1. A method for producing a heart valve allograft or xenograft having improved non-immunogicity and durability, comprising:

decellularizing a heart valve graft selected from the group consisting of an allograft and a xenograft;

implanting said graft into a living patient;

providing for recellularization of said graft subsequent to said step of implantation.

2. The method as set forth in claim 1, wherein said step of providing for recellularization comprises treating said graft with a factor selected from the group consisting of chemotactic factors and cell adhesion factors.

3. The method as set forth in claim 1, further comprising precluding contact between said graft and any fixative component prior to implantation of said graft.

4. The method as set forth in claim 3, wherein said fixation component comprises glutaraldehyde.

5. The method as set forth in claim 2, wherein said chemotactic factors are selected from the group consisting of bFGF, heparin sulfate and a glycosaminoglycan.

6. The method as set forth in claim 2, wherein said cell adhesion factors comprise fibronectin.

7. A heart valve graft produced by the method of claim 1.

8. The graft as set forth in claim 7, wherein said graft is not exposed to a cytotoxic environment that prevents subsequent recellularization of said graft after implantation.
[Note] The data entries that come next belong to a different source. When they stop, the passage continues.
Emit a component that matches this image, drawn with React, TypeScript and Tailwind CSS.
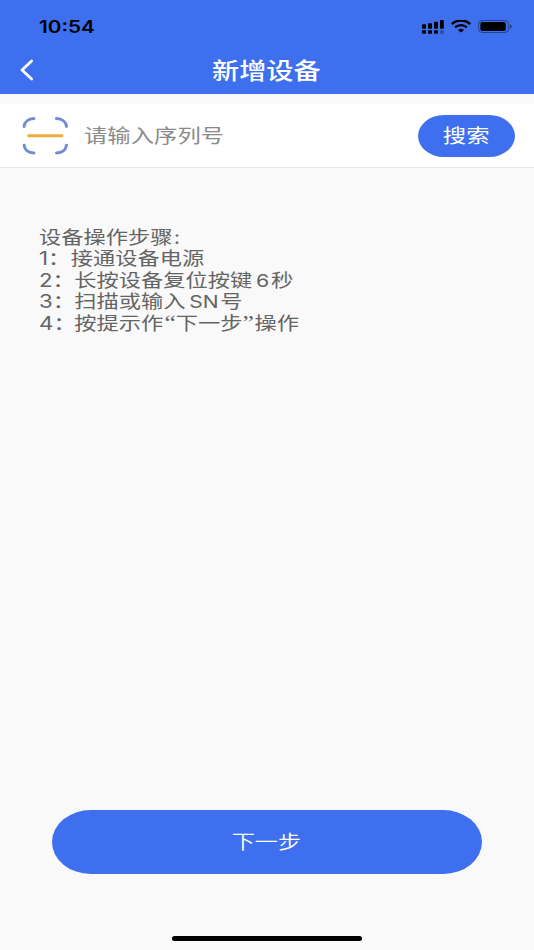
import type { ReactNode } from "react";

const STEPS: { num: string; text: ReactNode; indent: string }[] = [
  { num: "1", text: "接通设备电源", indent: "w-[26px]" },
  { num: "2", text: <>长按设备复位按键<span className="mr-[1.5px] ml-[3px] text-[17.6px]">6</span>秒</>, indent: "w-[29px]" },
  { num: "3", text: <>扫描或输入<span className="mr-[1.5px] ml-[3px] text-[17.3px]">SN</span>号</>, indent: "w-[29px]" },
  {
    num: "4",
    text: (
      <>
        按提示作<span className="ml-[1px] font-['Liberation_Serif'] text-[21px] leading-none">“</span>下一步
        <span className="mr-[0.5px] font-['Liberation_Serif'] text-[21px] leading-none">”</span>操作
      </>
    ),
    indent: "w-[29px]",
  },
];

function SignalIcon() {
  return (
    <svg width="22" height="14" viewBox="0 0 22 14" fill="#000">
      <rect x="0" y="4.2" width="4" height="4.6" rx="0.8" />
      <rect x="6" y="3.2" width="4" height="5.6" rx="0.8" />
      <rect x="12" y="1.8" width="4" height="7" rx="0.8" />
      <rect x="18" y="0" width="3.8" height="8.8" rx="0.8" />
      <rect x="0" y="10.2" width="4" height="3.6" rx="0.8" />
      <rect x="6" y="10.2" width="4" height="3.6" rx="0.8" />
      <rect x="12" y="10.2" width="4" height="3.6" rx="0.8" />
      <rect x="18" y="10.2" width="3.8" height="3.6" rx="0.8" opacity="0.3" />
    </svg>
  );
}

function WifiIcon() {
  return (
    <svg width="20" height="13" viewBox="0 0 20 13" fill="none" stroke="#000">
      <path d="M0.8 4.1C6 -0.7 14 -0.7 19.2 4.1" strokeWidth="2.5" />
      <path d="M4.1 7.3C7.5 4.3 12.5 4.3 15.9 7.3" strokeWidth="2.3" />
      <path d="M7 9.9Q10 7.6 13 9.9L10 12.6Z" fill="#000" stroke="none" />
    </svg>
  );
}

function BatteryIcon() {
  return (
    <svg width="34" height="13" viewBox="0 0 34 13">
      <rect x="0.6" y="0.5" width="30" height="12" rx="3.6" fill="none" stroke="#000" strokeOpacity="0.4" />
      <rect x="2.4" y="2" width="25.4" height="9" rx="1.8" fill="#000" />
      <path d="M32 4.3Q33.8 5 33.8 6.5T32 8.7Z" fill="#000" fillOpacity="0.45" />
    </svg>
  );
}

function ScanIcon() {
  return (
    <svg width="46" height="38" viewBox="0 0 46 38" fill="none" strokeLinecap="round" strokeWidth="3">
      <g stroke="#6f8bd2">
        <path d="M2.1 9.4C2.5 4.8 6.5 1.8 11.9 1.6" />
        <path d="M34.5 1.6C40.1 1.8 44 4.8 44.5 9.4" />
        <path d="M2.1 28.2C2.5 32.8 6.5 35.8 11.9 36" />
        <path d="M34.5 36C40.1 35.8 44 32.8 44.5 28.2" />
      </g>
      <path d="M6.6 18.8H40" stroke="#efac3f" />
    </svg>
  );
}

export default function App() {
  return (
    <div className="flex h-[950px] w-[534px] flex-col overflow-hidden bg-[#f9f9f9] font-['Inter','Noto_Sans_CJK_SC',sans-serif] whitespace-nowrap">
      <header className="h-[93.5px] shrink-0 bg-[#3d6fee]">
        <div className="flex h-[47px] items-center pt-[6px] pr-[22px] pl-[39px]">
          <span className="origin-left scale-x-[1.217] pt-[2px] text-[17px] leading-none font-semibold text-black">10:54</span>
          <div className="ml-auto flex items-center gap-[7px]">
            <SignalIcon />
            <WifiIcon />
            <BatteryIcon />
          </div>
        </div>
        <div className="grid h-[46px] grid-cols-[60px_1fr_60px] items-center">
          <button aria-label="返回" className="pl-[19.5px]">
            <svg width="14" height="22" viewBox="0 0 14 22" fill="none" stroke="#fff" strokeWidth="2.8" strokeLinecap="round" strokeLinejoin="round">
              <path d="M11.6 2L2 11L11.6 20" />
            </svg>
          </button>
          <h1 className="scale-x-[1.217] pt-[2px] pr-[1px] text-center text-[22.3px] leading-none font-medium text-white">新增设备</h1>
        </div>
      </header>

      <section className="mt-[10.5px] flex h-[64px] shrink-0 items-center border-b border-[#e6e6e6] bg-white pt-[0.5px] pr-[19.5px] pl-[22px]">
        <ScanIcon />
        <span className="ml-[16.4px] origin-left scale-x-[1.217] pt-[2px] text-[19.2px] leading-none text-[#8a8a8a]">请输入序列号</span>
        <button className="ml-auto flex h-[42px] w-[97px] items-center justify-center rounded-[26px/21px] bg-[#3d6fee] pt-[2px] text-white">
          <span className="scale-x-[1.217] text-[19.2px] leading-none">搜索</span>
        </button>
      </section>

      <section className="mt-[58.5px] ml-[39px] w-[300px] origin-left scale-x-[1.217] text-[18.3px] leading-[21.5px] text-[#646464]">
        <p>设备操作步骤<span className="ml-[1px]">:</span></p>
        {STEPS.map((s) => (
          <div key={s.num} className="flex h-[21.5px]">
            <span className={s.indent}>{s.num}：</span>
            <span>{s.text}</span>
          </div>
        ))}
      </section>

      <button className="mt-auto ml-[52px] flex h-[63.5px] w-[430px] shrink-0 items-center justify-center rounded-[39px/32px] bg-[#3d6fee] pt-[2px] text-white">
        <span className="scale-x-[1.217] pr-[1px] text-[19px] leading-none font-[350]">下一步</span>
      </button>
      <div className="mx-auto mt-[62.5px] mb-[9px] h-[5px] w-[190px] shrink-0 rounded-full bg-black" />
    </div>
  );
}
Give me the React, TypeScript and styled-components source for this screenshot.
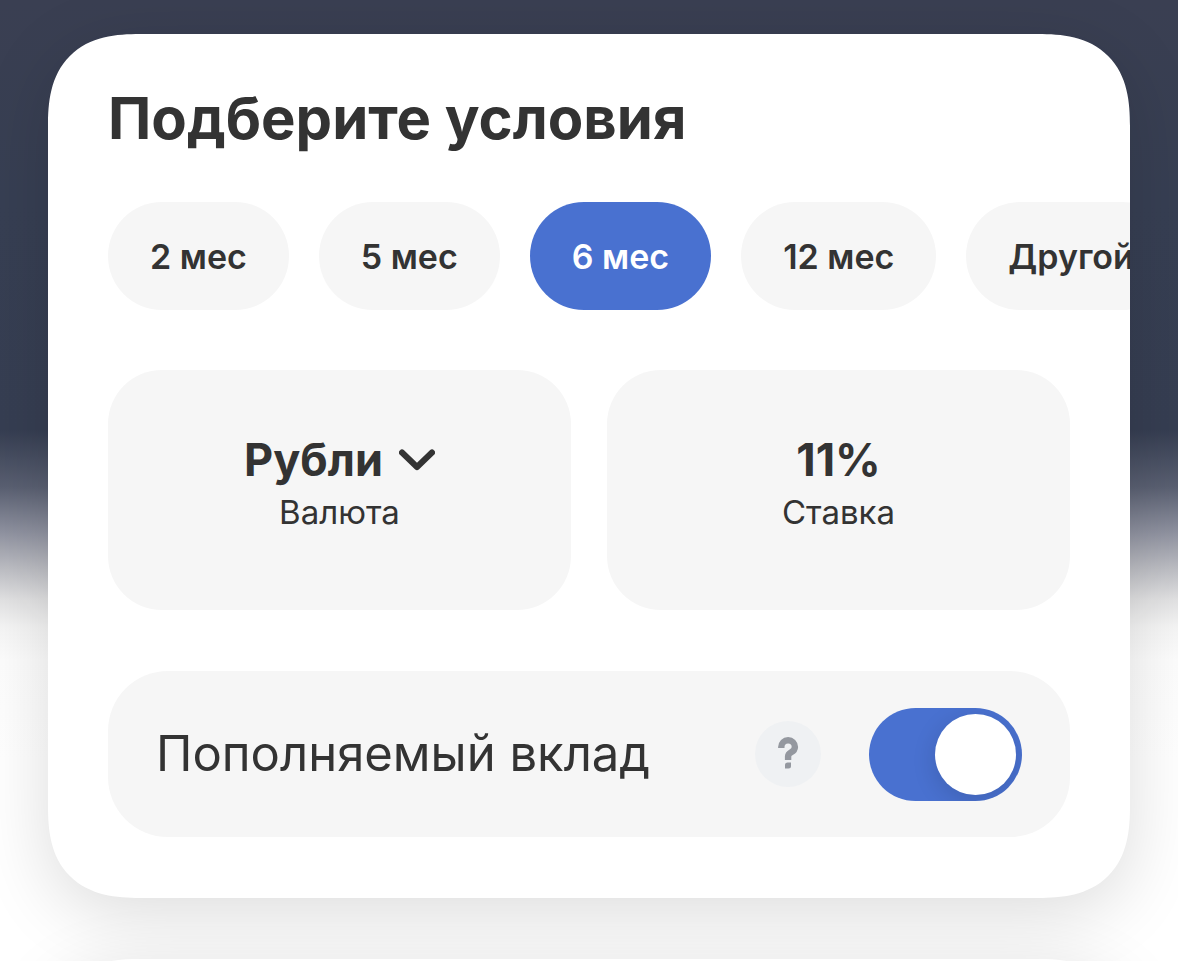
import { useState } from "react";
import styled, { createGlobalStyle } from "styled-components";

const GlobalStyle = createGlobalStyle`
  *, *::before, *::after { box-sizing: border-box; }
  body {
    margin: 0;
    color: #333;
    font-family: Inter, "Liberation Sans", sans-serif;
    -webkit-font-smoothing: antialiased;
  }
  button, select { font: inherit; color: inherit; }
`;

const Page = styled.main`
  height: 100vh;
  overflow: hidden auto;
  scrollbar-width: none;
  display: flex;
  flex-direction: column;
  gap: 61px;
  padding: 34px 48px 0;
  background: linear-gradient(
    #3a3f52 0,
    #373f53 200px,
    #363e52 430px,
    #5a6072 487px,
    #8f92a0 532px,
    #bbbcc2 567px,
    #e2e2e3 600px,
    #f5f5f5 627px,
    #fdfdfd 660px,
    #fff 760px
  );
`;

const Card = styled.section`
  flex: none;
  display: flex;
  flex-direction: column;
  padding: 48px 0 61px;
  border-radius: 72px;
  background: #fff;
  box-shadow: 0 16px 72px rgba(0, 0, 0, 0.14);
  overflow: hidden;

  @supports (corner-shape: superellipse(1.35)) {
    border-radius: 92px;
    corner-shape: superellipse(1.35);
  }
`;

const NextCard = styled(Card)`
  min-height: 240px;
`;

const Title = styled.h2`
  margin: 0 60px;
  font-size: 58px;
  line-height: 72px;
  font-weight: 700;
`;

const Terms = styled.div`
  display: flex;
  gap: 30px;
  margin-top: 48px;
  padding: 0 60px;
  overflow: auto hidden;
  scrollbar-width: none;
`;

const Chip = styled.button<{ $active: boolean }>`
  flex: none;
  height: 108px;
  padding: 0 42px;
  border: 0;
  border-radius: 54px;
  background: ${(p) => (p.$active ? "#4971d0" : "#f6f6f6")};
  color: ${(p) => (p.$active ? "#fff" : "#333")};
  font-size: 34px;
  font-weight: 600;
  white-space: nowrap;
  cursor: pointer;
`;

const Tiles = styled.div`
  display: grid;
  grid-template-columns: 1fr 1fr;
  gap: 36px;
  margin: 60px 60px 0;
`;

const Tile = styled.div`
  display: flex;
  flex-direction: column;
  align-items: center;
  justify-content: center;
  min-height: 240px;
  padding-bottom: 12px;
  border-radius: 54px;
  background: #f6f6f6;
`;

const TileValue = styled.div`
  display: flex;
  align-items: center;
  gap: 16px;
  font-size: 45px;
  line-height: 56px;
  font-weight: 700;
`;

const CurrencySelect = styled.select`
  appearance: none;
  field-sizing: content;
  padding: 0;
  border: 0;
  background: none;
  cursor: pointer;
`;

const Chevron = styled.svg`
  width: 36px;
  height: 22px;
  fill: none;
  stroke: #333;
  stroke-width: 6;
  stroke-linecap: round;
  stroke-linejoin: round;
`;

const TileLabel = styled.label`
  font-size: 33px;
  line-height: 48px;
`;

const OptionRow = styled.div`
  display: flex;
  align-items: center;
  gap: 48px;
  min-height: 166px;
  margin: 61px 60px 0;
  padding: 0 48px;
  border-radius: 60px;
  background: #f6f6f6;
`;

const OptionLabel = styled.label`
  flex: 1;
  font-size: 49px;
  line-height: 60px;
`;

const HelpButton = styled.button`
  flex: none;
  width: 66px;
  height: 66px;
  padding: 0;
  border: 0;
  border-radius: 50%;
  background: #eff1f3;
  cursor: pointer;

  svg {
    display: block;
    fill: none;
    stroke: #94989f;
    stroke-width: 6.4;
  }
`;

const Switch = styled.input`
  appearance: none;
  flex: none;
  display: flex;
  align-items: center;
  width: 153px;
  height: 93px;
  margin: 0;
  padding: 0 6px;
  border-radius: 47px;
  background: #c9ccd2;
  overflow: hidden;
  cursor: pointer;

  &::before {
    content: "";
    width: 81px;
    height: 81px;
    border-radius: 50%;
    background: #fff;
    box-shadow: 0 6px 24px rgba(0, 0, 0, 0.14);
  }

  &:checked {
    justify-content: flex-end;
    background: #4971d0;
  }
`;

const terms = ["2 мес", "5 мес", "6 мес", "12 мес", "Другой"];

export default function App() {
  const [term, setTerm] = useState("6 мес");
  const [refillable, setRefillable] = useState(true);

  return (
    <>
      <GlobalStyle />
      <Page>
        <Card>
          <Title>Подберите условия</Title>
          <Terms>
            {terms.map((t) => (
              <Chip key={t} type="button" $active={t === term} aria-pressed={t === term} onClick={() => setTerm(t)}>
                {t}
              </Chip>
            ))}
          </Terms>
          <Tiles>
            <Tile>
              <TileValue>
                <CurrencySelect id="currency">
                  <option>Рубли</option>
                </CurrencySelect>
                <Chevron viewBox="0 0 36 22" aria-hidden="true">
                  <path d="M3 3.5 18 18 33 3.5" />
                </Chevron>
              </TileValue>
              <TileLabel htmlFor="currency">Валюта</TileLabel>
            </Tile>
            <Tile>
              <TileValue as="output" id="rate">11%</TileValue>
              <TileLabel htmlFor="rate">Ставка</TileLabel>
            </Tile>
          </Tiles>
          <OptionRow>
            <OptionLabel htmlFor="refillable">Пополняемый вклад</OptionLabel>
            <HelpButton type="button" aria-label="Подсказка">
              <svg viewBox="0 0 66 66" aria-hidden="true">
                <path d="M26.3 27V26a6.8 6.8 0 0 1 13.6 0c0 6-6.8 4.6-6.8 9.4V39" />
                <path d="M30 47.5V44q0-2.5 2.5-2.5H36V45q0 2.5-2.5 2.5Z" fill="#94989f" stroke="none" />
              </svg>
            </HelpButton>
            <Switch
              id="refillable"
              type="checkbox"
              role="switch"
              checked={refillable}
              onChange={(e) => setRefillable(e.target.checked)}
            />
          </OptionRow>
        </Card>
        <NextCard />
      </Page>
    </>
  );
}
9. The method of claim 1, further comprising contacting said graft with a cell selected from the group consisting of a fibroblast, a smooth muscle cell and a myofibroblast prior to said step of implantation.

10. A method for producing a tissue graft having improved non-immunogenicity and durability, comprising:

decellularizing a tissue graft selected from the group consisting of an allograft and a xenograft;

implanting said graft into a living patient; and

providing for recellularization of said graft subsequent to said step of implanting.